• _Given problem_
Extract only the first line of the listing and every line after it up to and including the one with "const cy = (j: number) => Y0 + DY * j;". Omit the pictures.

• _Information shown_

* start *

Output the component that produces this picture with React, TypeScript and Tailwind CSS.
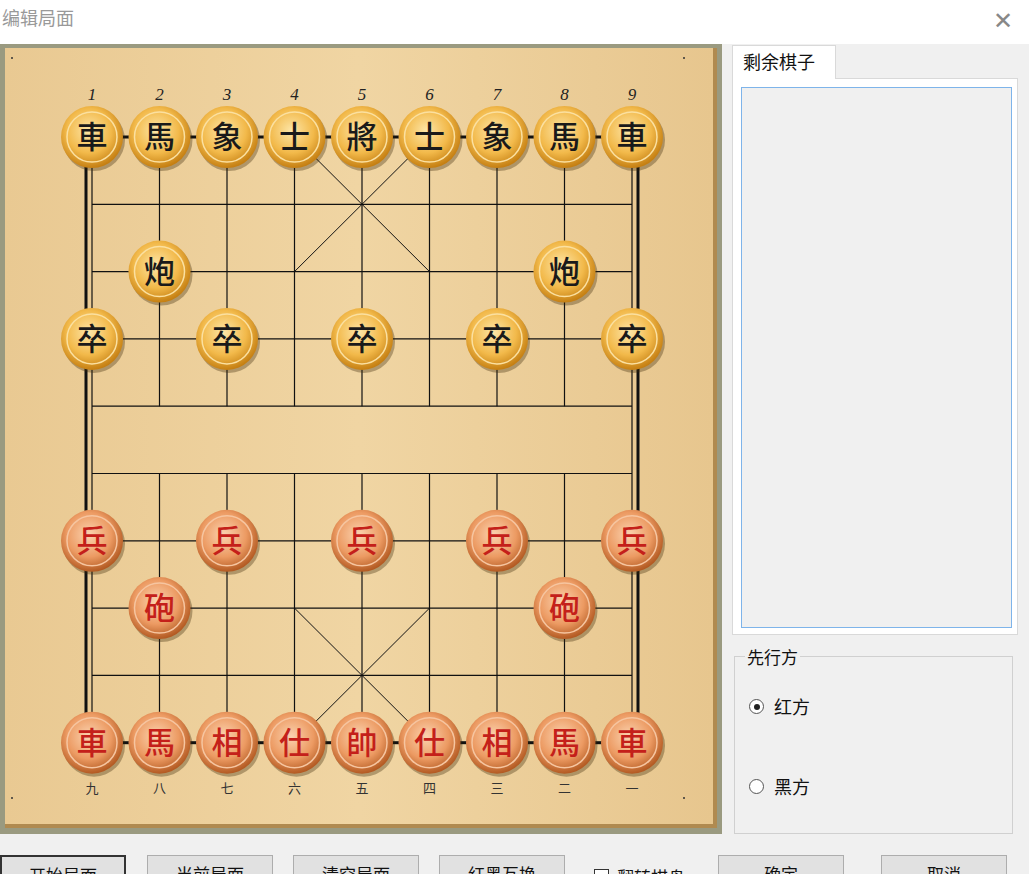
import React from "react";

const X0 = 92, DX = 67.5, Y0 = 137, DY = 67.3;
const cx = (i: number) => X0 + DX * i;
const cy = (j: number) => Y0 + DY * j;

const black = ["車","馬","象","士","將","士","象","馬","車"];
const red = ["車","馬","相","仕","帥","仕","相","馬","車"];
const pieces: { c: number; r: number; t: string; red: boolean }[] = [];
black.forEach((t, i) => pieces.push({ c: i, r: 0, t, red: false }));
pieces.push({ c: 1, r: 2, t: "炮", red: false }, { c: 7, r: 2, t: "炮", red: false });
[0, 2, 4, 6, 8].forEach((c) => pieces.push({ c, r: 3, t: "卒", red: false }));
[0, 2, 4, 6, 8].forEach((c) => pieces.push({ c, r: 6, t: "兵", red: true }));
pieces.push({ c: 1, r: 7, t: "砲", red: true }, { c: 7, r: 7, t: "砲", red: true });
red.forEach((t, i) => pieces.push({ c: i, r: 9, t, red: true }));

function Board() {
  const lines: React.ReactNode[] = [];
  for (let j = 0; j < 10; j++) lines.push(<line key={"h" + j} x1={cx(0)} y1={cy(j)} x2={cx(8)} y2={cy(j)} stroke="#111" strokeWidth={1.2} />);
  for (let i = 0; i < 9; i++) {
    if (i === 0 || i === 8) lines.push(<line key={"v" + i} x1={cx(i)} y1={cy(0)} x2={cx(i)} y2={cy(9)} stroke="#111" strokeWidth={1.2} />);
    else {
      lines.push(<line key={"va" + i} x1={cx(i)} y1={cy(0)} x2={cx(i)} y2={cy(4)} stroke="#111" strokeWidth={1.2} />);
      lines.push(<line key={"vb" + i} x1={cx(i)} y1={cy(5)} x2={cx(i)} y2={cy(9)} stroke="#111" strokeWidth={1.2} />);
    }
  }
  const diag = (a: number, b: number) => [
    <line key={"d1" + a} x1={cx(3)} y1={cy(a)} x2={cx(5)} y2={cy(b)} stroke="#111" strokeWidth={1} />,
    <line key={"d2" + a} x1={cx(5)} y1={cy(a)} x2={cx(3)} y2={cy(b)} stroke="#111" strokeWidth={1} />,
  ];
  const cn = ["九","八","七","六","五","四","三","二","一"];
  return (
    <svg width={722} height={790} viewBox="0 44 722 790" className="block shrink-0">
      <defs>
        <linearGradient id="wood" x1="0" y1="0" x2="1" y2="0">
          <stop offset="0" stopColor="#e9c992" />
          <stop offset="0.5" stopColor="#f0d5a3" />
          <stop offset="1" stopColor="#e7c68e" />
        </linearGradient>
        <radialGradient id="pb" cx="0.45" cy="0.4" r="0.6">
          <stop offset="0" stopColor="#fde6a8" />
          <stop offset="0.6" stopColor="#f2b94a" />
          <stop offset="1" stopColor="#c57f12" />
        </radialGradient>
        <radialGradient id="pr" cx="0.45" cy="0.4" r="0.6">
          <stop offset="0" stopColor="#fbd3b0" />
          <stop offset="0.6" stopColor="#ec9a62" />
          <stop offset="1" stopColor="#b35a22" />
        </radialGradient>
      </defs>
      <rect x={0} y={44} width={722} height={790} fill="#9a9a80" />
      <rect x={5} y={48} width={712} height={780} fill="#b08a50" />
      <rect x={5} y={48} width={708} height={776} fill="url(#wood)" />
      <rect x={86} y={cy(0)} width={552} height={cy(9) - cy(0)} fill="none" stroke="#111" strokeWidth={3} />
      {lines}
      {diag(0, 2)}
      {diag(7, 9)}
      {[12, 684].map((x) => [58, 798].map((y) => <circle key={x + "-" + y} cx={x} cy={y} r={1} fill="#333" />))}
      {Array.from({ length: 9 }, (_, i) => (
        <text key={"n" + i} x={cx(i)} y={100} textAnchor="middle" fontSize={17} fontStyle="italic" fontFamily="'Liberation Serif', serif" fill="#222">{i + 1}</text>
      ))}
      {cn.map((t, i) => (
        <text key={"c" + i} x={cx(i)} y={793} textAnchor="middle" fontSize={13} fontFamily="'Noto Sans CJK SC', sans-serif" fill="#333">{t}</text>
      ))}
      {pieces.map((p, k) => (
        <g key={k}>
          <circle cx={cx(p.c) + 2} cy={cy(p.r) + 3} r={31} fill="rgba(60,40,10,0.35)" />
          <circle cx={cx(p.c)} cy={cy(p.r)} r={31} fill={p.red ? "url(#pr)" : "url(#pb)"} />
          <circle cx={cx(p.c)} cy={cy(p.r)} r={25} fill="none" stroke={p.red ? "#f6c5a0" : "#fbe0a0"} strokeWidth={1.5} />
          <text x={cx(p.c)} y={cy(p.r) + 11} textAnchor="middle" fontSize={31} fontWeight={500} fontFamily="'Noto Sans CJK TC', 'Noto Sans CJK SC', sans-serif" fill={p.red ? "#c4201a" : "#1a1a1a"}>{p.t}</text>
        </g>
      ))}
    </svg>
  );
}

function Btn({ t, def }: { t: string; def?: boolean }) {
  return (
    <div className={`shrink-0 w-[126px] h-[32px] bg-[#e1e1e1] flex items-start justify-center pt-[5px] text-[17px] ${def ? "border-2 border-[#333]" : "border border-[#adadad]"}`}>{t}</div>
  );
}

export default function App() {
  return (
    <div className="w-[1029px] h-[874px] overflow-hidden bg-[#f0f0f0] text-[#111]" style={{ fontFamily: "'Noto Sans CJK SC', 'Noto Sans', sans-serif" }}>
      <div className="h-[44px] bg-white flex items-start justify-between pl-[2px] pr-[16px]">
        <div className="text-[18px] text-[#999] mt-[4px]">编辑局面</div>
        <div className="text-[24px] text-[#888] leading-none mt-[7px] font-light">✕</div>
      </div>
      <div className="flex">
        <Board />
        <div className="ml-[10px] w-[288px]">
          <div className="mt-[1px] w-[104px] h-[34px] bg-white border border-b-0 border-[#d9d9d9] text-[18px] pl-[10px] pt-[2px] relative z-10">剩余棋子</div>
          <div className="w-[286px] h-[557px] bg-white border border-[#d9d9d9] -mt-px p-[8px] pr-[5px] pb-[6px]">
            <div className="w-full h-full bg-[#f0f0f0] border border-[#7eb4ea]"></div>
          </div>
          <div className="relative mt-[21px] ml-[2px] w-[279px] h-[178px] border border-[#d0d0d0]">
            <div className="absolute -top-[13px] left-[10px] bg-[#f0f0f0] px-[2px] text-[17px]">先行方</div>
            <div className="absolute top-[36px] left-[14px] flex items-center gap-[10px] text-[18px]">
              <span className="w-[15px] h-[15px] rounded-full border border-[#555] bg-white flex items-center justify-center"><span className="w-[6px] h-[6px] rounded-full bg-[#222]" /></span>红方
            </div>
            <div className="absolute top-[116px] left-[14px] flex items-center gap-[10px] text-[18px]">
              <span className="w-[15px] h-[15px] rounded-full border border-[#555] bg-white" />黑方
            </div>
          </div>
        </div>
      </div>
      <div className="flex items-start mt-[21px]">
        <Btn t="开始局面" def />
        <div className="ml-[21px] shrink-0"><Btn t="当前局面" /></div>
        <div className="ml-[20px] shrink-0"><Btn t="清空局面" /></div>
        <div className="ml-[20px] shrink-0"><Btn t="红黑互换" /></div>
        <div className="ml-[29px] mt-[9px] shrink-0 flex items-center gap-[8px] text-[17px] whitespace-nowrap">
          <span className="w-[15px] h-[15px] border border-[#333] bg-white" />翻转棋盘
        </div>
        <div className="ml-[33px] shrink-0"><Btn t="确定" /></div>
        <div className="ml-[37px] shrink-0"><Btn t="取消" /></div>
      </div>
    </div>
  );
}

* end *

• _Response for this exercise_
Output the component that produces this picture with React, TypeScript and Tailwind CSS.
import React from "react";

const X0 = 92, DX = 67.5, Y0 = 137, DY = 67.3;
const cx = (i: number) => X0 + DX * i;
const cy = (j: number) => Y0 + DY * j;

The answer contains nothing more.